**What is expected:** Pictures aside, quote the whole listing exactly.

**Material provided:**
#####

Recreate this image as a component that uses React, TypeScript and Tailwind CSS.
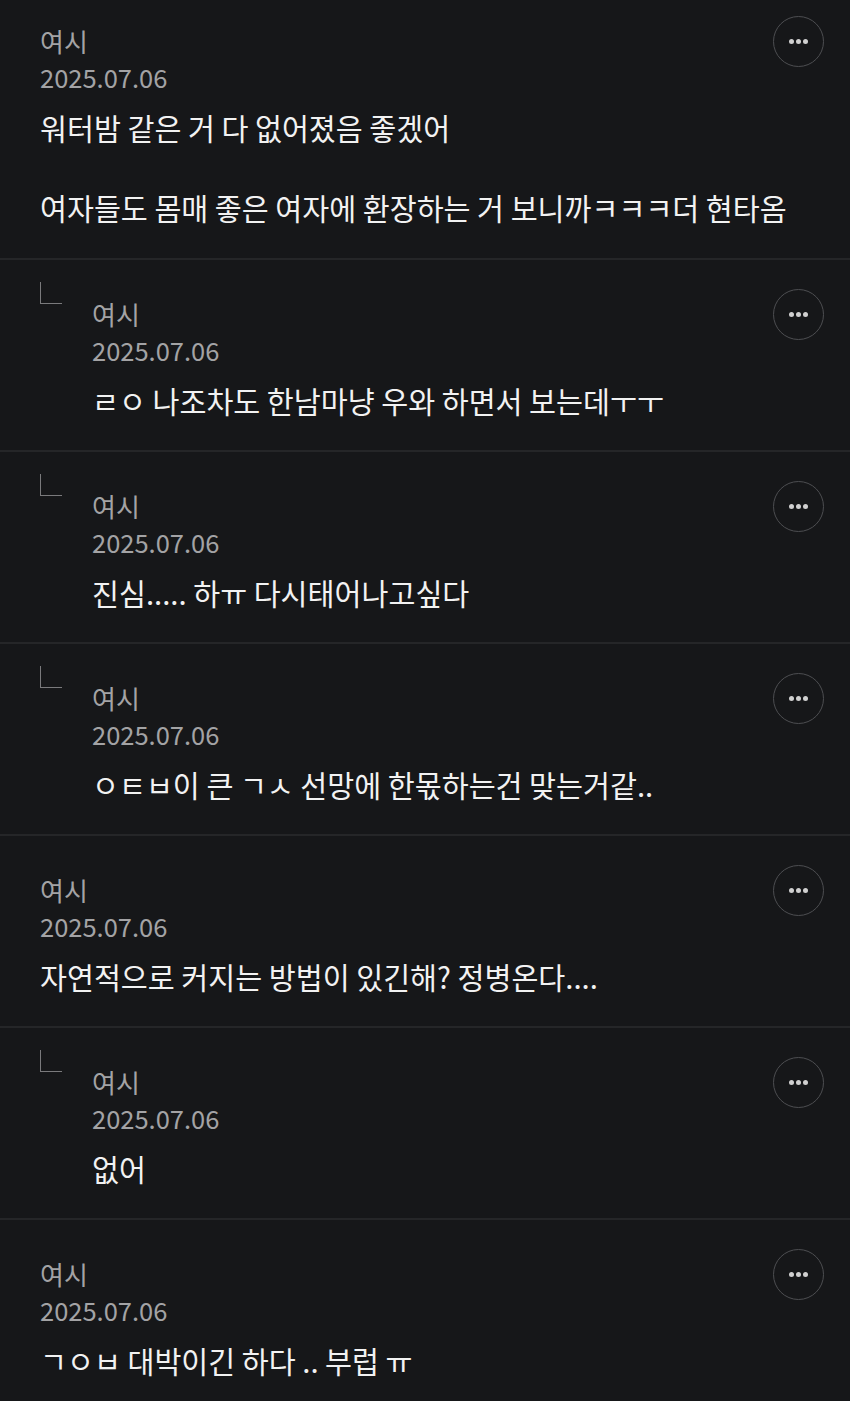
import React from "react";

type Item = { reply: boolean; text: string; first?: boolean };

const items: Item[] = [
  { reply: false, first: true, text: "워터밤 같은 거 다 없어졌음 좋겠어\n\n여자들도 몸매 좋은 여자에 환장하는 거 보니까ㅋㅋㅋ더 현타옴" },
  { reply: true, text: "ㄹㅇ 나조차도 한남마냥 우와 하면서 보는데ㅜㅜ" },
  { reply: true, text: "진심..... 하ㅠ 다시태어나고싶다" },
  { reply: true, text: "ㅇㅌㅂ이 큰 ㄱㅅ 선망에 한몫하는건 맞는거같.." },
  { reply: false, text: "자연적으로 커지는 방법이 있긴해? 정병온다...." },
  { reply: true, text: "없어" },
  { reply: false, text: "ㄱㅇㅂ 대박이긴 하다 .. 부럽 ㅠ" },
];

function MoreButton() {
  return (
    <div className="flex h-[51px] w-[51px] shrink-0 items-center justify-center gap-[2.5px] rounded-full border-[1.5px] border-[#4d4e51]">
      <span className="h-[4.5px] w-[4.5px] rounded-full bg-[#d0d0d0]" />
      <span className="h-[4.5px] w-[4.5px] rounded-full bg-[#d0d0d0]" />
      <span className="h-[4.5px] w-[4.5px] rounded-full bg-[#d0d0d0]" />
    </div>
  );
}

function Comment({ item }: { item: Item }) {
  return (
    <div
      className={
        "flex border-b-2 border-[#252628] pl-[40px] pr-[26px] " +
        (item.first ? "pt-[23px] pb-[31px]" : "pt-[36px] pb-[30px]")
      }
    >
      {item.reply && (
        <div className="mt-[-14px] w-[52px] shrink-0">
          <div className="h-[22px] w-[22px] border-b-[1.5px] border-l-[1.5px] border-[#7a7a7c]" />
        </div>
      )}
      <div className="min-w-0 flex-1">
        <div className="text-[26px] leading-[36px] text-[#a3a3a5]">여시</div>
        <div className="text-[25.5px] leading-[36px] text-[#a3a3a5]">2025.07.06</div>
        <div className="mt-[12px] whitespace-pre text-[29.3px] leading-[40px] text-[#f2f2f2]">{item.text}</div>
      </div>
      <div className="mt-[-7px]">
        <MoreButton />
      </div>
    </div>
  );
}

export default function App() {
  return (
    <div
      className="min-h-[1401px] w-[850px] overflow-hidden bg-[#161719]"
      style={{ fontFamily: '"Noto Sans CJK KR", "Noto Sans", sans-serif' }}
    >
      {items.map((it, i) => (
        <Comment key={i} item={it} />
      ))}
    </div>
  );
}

#####

**Output for this task:**
Recreate this image as a component that uses React, TypeScript and Tailwind CSS.
import React from "react";

type Item = { reply: boolean; text: string; first?: boolean };

const items: Item[] = [
  { reply: false, first: true, text: "워터밤 같은 거 다 없어졌음 좋겠어\n\n여자들도 몸매 좋은 여자에 환장하는 거 보니까ㅋㅋㅋ더 현타옴" },
  { reply: true, text: "ㄹㅇ 나조차도 한남마냥 우와 하면서 보는데ㅜㅜ" },
  { reply: true, text: "진심..... 하ㅠ 다시태어나고싶다" },
  { reply: true, text: "ㅇㅌㅂ이 큰 ㄱㅅ 선망에 한몫하는건 맞는거같.." },
  { reply: false, text: "자연적으로 커지는 방법이 있긴해? 정병온다...." },
  { reply: true, text: "없어" },
  { reply: false, text: "ㄱㅇㅂ 대박이긴 하다 .. 부럽 ㅠ" },
];

function MoreButton() {
  return (
    <div className="flex h-[51px] w-[51px] shrink-0 items-center justify-center gap-[2.5px] rounded-full border-[1.5px] border-[#4d4e51]">
      <span className="h-[4.5px] w-[4.5px] rounded-full bg-[#d0d0d0]" />
      <span className="h-[4.5px] w-[4.5px] rounded-full bg-[#d0d0d0]" />
      <span className="h-[4.5px] w-[4.5px] rounded-full bg-[#d0d0d0]" />
    </div>
  );
}

function Comment({ item }: { item: Item }) {
  return (
    <div
      className={
        "flex border-b-2 border-[#252628] pl-[40px] pr-[26px] " +
        (item.first ? "pt-[23px] pb-[31px]" : "pt-[36px] pb-[30px]")
      }
    >
      {item.reply && (
        <div className="mt-[-14px] w-[52px] shrink-0">
          <div className="h-[22px] w-[22px] border-b-[1.5px] border-l-[1.5px] border-[#7a7a7c]" />
        </div>
      )}
      <div className="min-w-0 flex-1">
        <div className="text-[26px] leading-[36px] text-[#a3a3a5]">여시</div>
        <div className="text-[25.5px] leading-[36px] text-[#a3a3a5]">2025.07.06</div>
        <div className="mt-[12px] whitespace-pre text-[29.3px] leading-[40px] text-[#f2f2f2]">{item.text}</div>
      </div>
      <div className="mt-[-7px]">
        <MoreButton />
      </div>
    </div>
  );
}

export default function App() {
  return (
    <div
      className="min-h-[1401px] w-[850px] overflow-hidden bg-[#161719]"
      style={{ fontFamily: '"Noto Sans CJK KR", "Noto Sans", sans-serif' }}
    >
      {items.map((it, i) => (
        <Comment key={i} item={it} />
      ))}
    </div>
  );
}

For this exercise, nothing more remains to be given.